Professor Longfei Li was recently awarded a three-year grant from Board of Regents Support Fund (BoRSF) Research Competitiveness Subprogram (RCS) with total funding of $178,131. This funding will support Professor Li's research project titled "High-Order Computational Methods for Beams and Plates with Applications to Fluid-Structure Interaction Problems." A brief description of the research can be found below.

Beam and plate theories simplify the theories of continuum mechanics for solids that are thin in thickness, and provide a means of calculating the load-carrying and deflection characteristics of thin structures. Beam/plate theories are extensively applied in many areas of engineering and applied science. When interacted with fluid, the fluid-structure interaction (FSI) problems involving deforming beams/plates add even more important applications, such as modeling airplanes, parachutes, and blood flow in elastic arteries. The corresponding development, analysis and implementation of numerical methods for these problems is a very active area of research in computational mechanics.
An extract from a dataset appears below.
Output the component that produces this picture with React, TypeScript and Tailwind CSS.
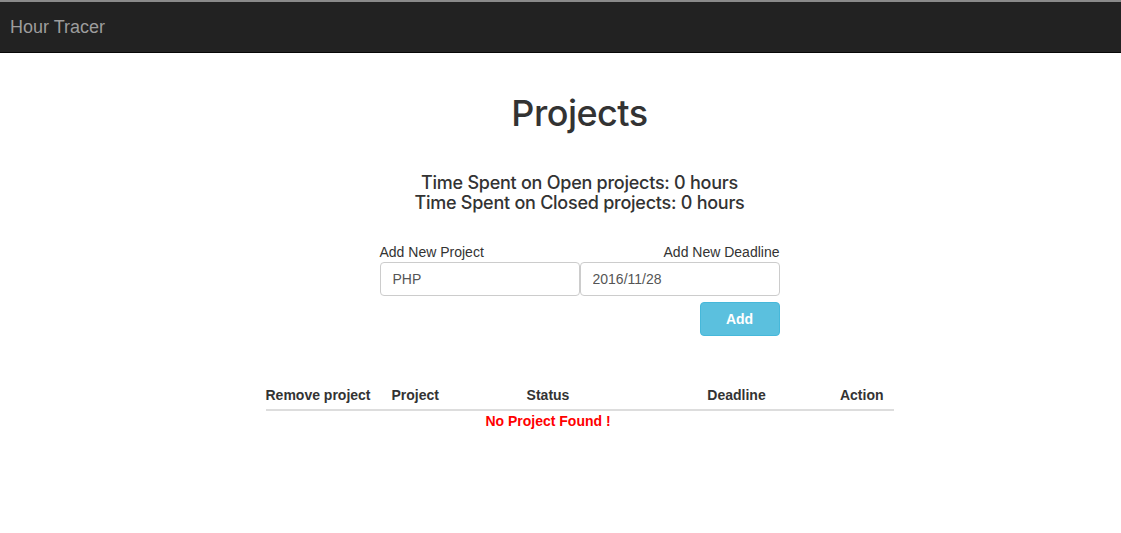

Recent work by Li has led to the development of a new scheme for FSI problems, called the Added-Mass Partitioned (AMP) algorithm. The proposed research aims to (I) develop and analyze high-order accurate computational solid dynamics (CSD) algorithms for various beam and plate models using deforming composite grids and finite-difference discretization; (II) implement the new CSD algorithms within the open-source Overture framework; (III) verify and validate the CSD code using benchmark problems; (IV) apply the CSD code, together with the existing computational fluid dynamics (CFD) code in Overture and the AMP scheme, to solve a wide range of FSI applications of interest; and (V) collaborate with experimentalists to solve sophisticated FSI applications.